The Manual Handling Operations Regulations (MHOR) state that employers should take appropriate steps to indicate the weight of a load and, the heaviest part of the load to help mitigate against any risks posed from unevenly distributed loads.

3. Provide a load notice at the end of each aisle
The Storage Equipment Manufacturers Association (SEMA) advises that all racking should display a load notice at the end of the aisle. It’s important to note that these signs are operational and therefore designed to contain visual information that is easily and quickly understood. If you require help and advice to compile the information, we would recommend speaking directly to your racking supplier.

4. Select racking systems with your material handling equipment in mind
Material handling equipment is a common sight in many applications and so, before purchasing new equipment, we advise you to check its suitability with your racking provider. Articulated trucks for example are ideal for use in narrow aisles but the pivoting action of the mast means that the pallet will be manoeuvred past the end frame of a racking run. Racking should therefore be set short of the wall to allow for access to the end storage location.

Material handling equipment will also have limited load capacities, so ensure that these match the specification of the items you are handling and, are compliant with your racking solution.

5. Safety features
Rack protection should be fitted to conform to the SEMA Standards, paying particular attention to vulnerable posts at the ends of runs where forklifts turn. Steel protectors must be installed for single posts and end frames must be installed where forklift knocks are in use.

When racking is positioned away from a wall, or adjacent to a pedestrian walkway, Anti-Spill Mesh should be fitted to prevent pallets being pushed through the rack.

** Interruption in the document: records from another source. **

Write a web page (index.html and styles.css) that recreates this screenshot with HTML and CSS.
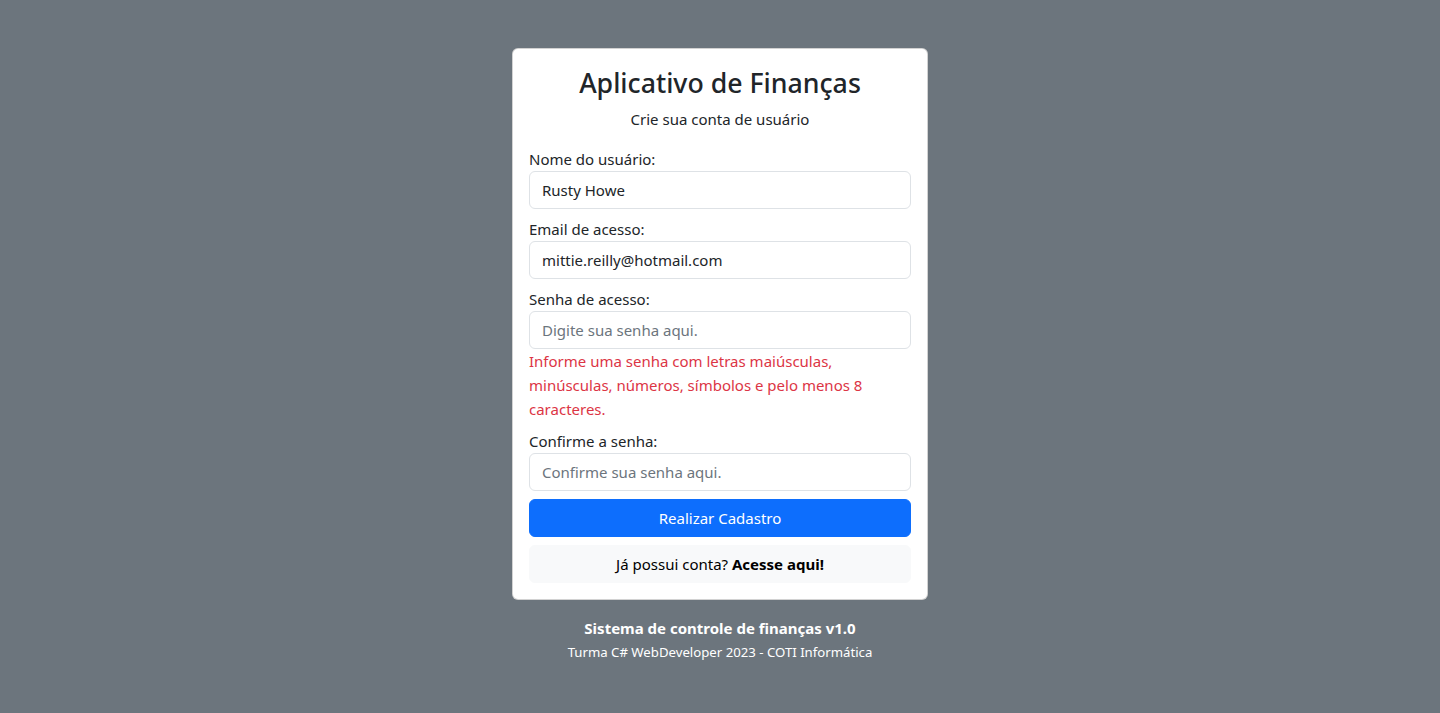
FILE: index.html
```html
<!DOCTYPE html>
<html lang="pt-br">
<head>
<meta charset="utf-8">
<title>Aplicativo de Finanças</title>
<link rel="stylesheet" href="styles.css">
</head>
<body>
<main class="page">
  <div class="card">
    <h3 class="title">Aplicativo de Finanças</h3>
    <p class="subtitle">Crie sua conta de usuário</p>
    <form class="form">
      <label class="label">Nome do usuário:</label>
      <input class="input" type="text" value="Rusty Howe">
      <label class="label">Email de acesso:</label>
      <input class="input" type="text" value="mittie.reilly@hotmail.com">
      <label class="label">Senha de acesso:</label>
      <input class="input input-tight" type="password" placeholder="Digite sua senha aqui.">
      <div class="error">Informe uma senha com letras maiúsculas, minúsculas, números, símbolos e pelo menos 8 caracteres.</div>
      <label class="label">Confirme a senha:</label>
      <input class="input" type="password" placeholder="Confirme sua senha aqui.">
      <button class="btn btn-primary" type="button">Realizar Cadastro</button>
      <div class="btn btn-light">Já possui conta? <a class="link" href="#">Acesse aqui!</a></div>
    </form>
  </div>
  <footer class="footer">
    <p class="footer-title">Sistema de controle de finanças v1.0</p>
    <p class="footer-sub">Turma C# WebDeveloper 2023 - COTI Informática</p>
  </footer>
</main>
</body>
</html>
```
FILE: styles.css
```css
* { box-sizing: border-box; }
html, body { margin: 0; height: 100%; }
body {
  background: #6c757d;
  font-family: "Noto Sans", "Open Sans", sans-serif;
  font-size: 15px;
  line-height: 24px;
  color: #212529;
}
.page {
  display: flex;
  flex-direction: column;
  align-items: center;
  padding-top: 48px;
}
.card {
  width: 416px;
  background: #fff;
  border: 1px solid rgba(0,0,0,0.175);
  border-radius: 6px;
  padding: 16px;
  display: flex;
  flex-direction: column;
}
.title {
  margin: 0 0 8px;
  font-size: 26.7px;
  font-weight: 500;
  line-height: 33.6px;
  text-align: center;
  padding-top: 1px;
  margin-bottom: 7px;
}
.subtitle {
  margin: 0 0 16px;
  text-align: center;
}
.form { display: flex; flex-direction: column; }
.label { display: block; }
.input {
  display: block;
  width: 100%;
  height: 38px;
  padding: 6px 12px;
  margin-bottom: 8px;
  font: inherit;
  color: #212529;
  background: #fff;
  border: 1px solid #dee2e6;
  border-radius: 6px;
  outline: none;
}
.input::placeholder { color: #6c757d; opacity: 1; }
.input-tight { margin-bottom: 0; }
.error {
  color: #dc3545;
  margin-bottom: 8px;
}
.btn {
  display: block;
  width: 100%;
  height: 38px;
  padding: 6px 12px;
  font: inherit;
  text-align: center;
  border-radius: 6px;
  border: 1px solid transparent;
}
.btn-primary {
  background: #0d6efd;
  border-color: #0d6efd;
  color: #fff;
  margin-bottom: 8px;
}
.btn-light {
  background: #f8f9fa;
  border-color: #f8f9fa;
  color: #000;
}
.link { color: #000; font-weight: 700; text-decoration: none; }
.footer {
  margin-top: 16px;
  text-align: center;
  color: #fff;
}
.footer-title { margin: 0; font-weight: 700; }
.footer-sub { margin: 0; font-size: 13.2px; }
```
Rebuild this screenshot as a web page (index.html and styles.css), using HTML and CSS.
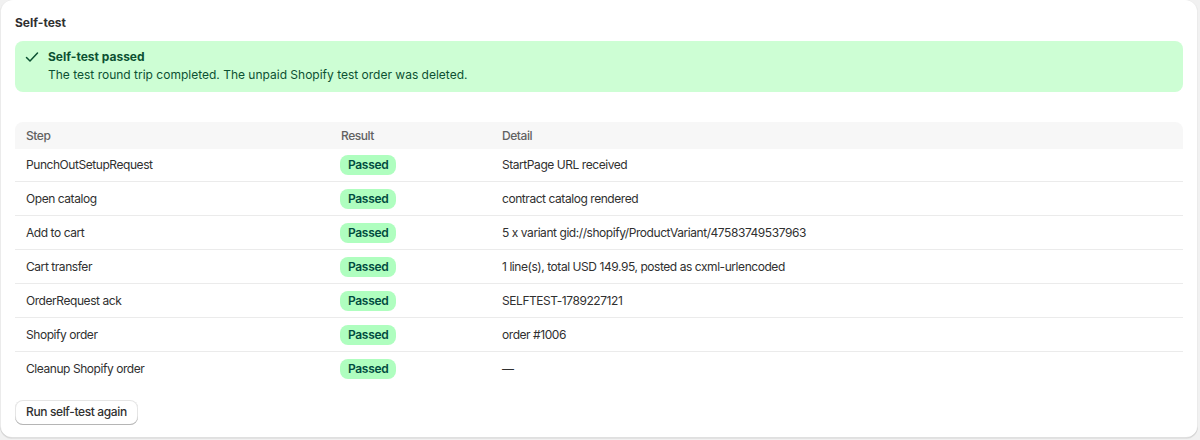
FILE: index.html
```html
<!DOCTYPE html>
<html lang="en">
<head>
  <meta charset="UTF-8" />
  <meta name="viewport" content="width=device-width, initial-scale=1.0"/>
  <title>Self-test</title>
  <link rel="stylesheet" href="styles.css">
</head>
<body>
  <div class="card">
    <h2 class="card-title">Self-test</h2>

    <div class="banner">
      <svg class="banner-icon" viewBox="0 0 20 20" width="20" height="20">
        <path d="M4.5 10.5l3.5 3.5 7.5-8" fill="none" stroke="currentColor" stroke-width="1.5" stroke-linecap="round" stroke-linejoin="round"/>
      </svg>
      <div class="banner-body">
        <div class="banner-title">Self-test passed</div>
        <div>The test round trip completed. The unpaid Shopify test order was deleted.</div>
      </div>
    </div>

    <table class="steps">
      <thead>
        <tr>
          <th class="col-step">Step</th>
          <th class="col-result">Result</th>
          <th>Detail</th>
        </tr>
      </thead>
      <tbody>
        <tr>
          <td>PunchOutSetupRequest</td>
          <td><span class="badge">Passed</span></td>
          <td>StartPage URL received</td>
        </tr>
        <tr>
          <td>Open catalog</td>
          <td><span class="badge">Passed</span></td>
          <td>contract catalog rendered</td>
        </tr>
        <tr>
          <td>Add to cart</td>
          <td><span class="badge">Passed</span></td>
          <td>5 x variant gid://shopify/ProductVariant/47583749537963</td>
        </tr>
        <tr>
          <td>Cart transfer</td>
          <td><span class="badge">Passed</span></td>
          <td>1 line(s), total USD 149.95, posted as cxml-urlencoded</td>
        </tr>
        <tr>
          <td>OrderRequest ack</td>
          <td><span class="badge">Passed</span></td>
          <td>SELFTEST-1789227121</td>
        </tr>
        <tr>
          <td>Shopify order</td>
          <td><span class="badge">Passed</span></td>
          <td>order #1006</td>
        </tr>
        <tr>
          <td>Cleanup Shopify order</td>
          <td><span class="badge">Passed</span></td>
          <td>—</td>
        </tr>
      </tbody>
    </table>

    <button class="btn" type="button">Run self-test again</button>
  </div>
</body>
</html>
```

FILE: styles.css
```css
body {
  margin: 0;
  padding: 0 2px 2px 0;
  background-color: #f1f1f1;
  font-family: Inter, "Noto Sans", sans-serif;
  font-size: 12px;
  line-height: 20px;
  color: #303030;
}
.card {
  background: #fff;
  border-radius: 12px;
  padding: 13px 15px 13px 15px;
  height: 438px;
  box-sizing: border-box;
  box-shadow: 0 1px 0 0 rgba(26, 26, 26, 0.07),
    inset 0 -1px 0 0 rgba(0, 0, 0, 0.12),
    inset -1px 0 0 0 rgba(0, 0, 0, 0.08),
    inset 1px 0 0 0 rgba(0, 0, 0, 0.08);
}
.card-title {
  margin: 0 0 8px;
  font-size: 12px;
  font-weight: 650;
  line-height: 20px;
}
.banner {
  display: flex;
  gap: 6px;
  background: #cdfed4;
  color: #0c5132;
  border-radius: 8px;
  padding: 7px 12px 8px 7px;
  line-height: 18px;
}
.banner-icon {
  flex: none;
  margin-top: -1px;
}
.banner-title {
  font-weight: 650;
}
.steps {
  width: 100%;
  margin-top: 30px;
  border-collapse: separate;
  border-spacing: 0;
  letter-spacing: -0.44px;
}
.steps th {
  background: #f7f7f7;
  color: #616161;
  font-weight: 450;
  text-align: left;
  padding: 0 11px;
  height: 27px;
}
.steps th:first-child {
  border-radius: 8px 0 0 0;
}
.steps th:last-child {
  border-radius: 0 8px 0 0;
}
.col-step {
  width: 293px;
}
.col-result {
  width: 139px;
}
.steps td {
  padding: 0 11px;
  height: 33px;
}
.steps tbody tr:first-child td {
  height: 32px;
}
.steps tbody tr + tr td {
  border-top: 1px solid #ebebeb;
}
.badge {
  display: inline-block;
  background: #affebf;
  color: #014b40;
  font-size: 12px;
  font-weight: 600;
  line-height: 16px;
  letter-spacing: -0.33px;
  padding: 2px 8px;
  border-radius: 8px;
  margin-left: -1px;
}
.btn {
  margin-top: 15px;
  font-family: inherit;
  font-size: 12px;
  font-weight: 550;
  line-height: 16px;
  letter-spacing: -0.37px;
  color: #303030;
  background: #fff;
  border: none;
  border-radius: 8px;
  padding: 4px 11px 5px;
  cursor: pointer;
  box-shadow: inset 0 -1px 0 0 #b5b5b5,
    inset 0 0 0 1px rgba(0, 0, 0, 0.1),
    inset 0 0.5px 0 1.5px #fff;
}
```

It is also important to consider the number of levels that are permitted within a bay. Adding levels may seem like an obvious solution to a storage issue but this can exceed the frame capacity resulting in the entire rack collapsing and potential injury to personnel.

6. Regular safety checks
Each and every site requires a responsible person to carry out weekly and monthly safety checks on racking and safety features. This is particularly important where material handling equipment is in operation due to the potential for damage. SEMA advises that racking posts, with as little as 3mm deflection on a 1m section should be replaced immediately if any damage is recorded.

This is certainly not an exhaustive list, but offers a taster of some of the factors which must be considered in the specification and ongoing operation of racking and storage solutions. My key advice to anyone considering a new installation, a retrofit or even general maintenance, is if in doubt, seek advice. We are happy to help.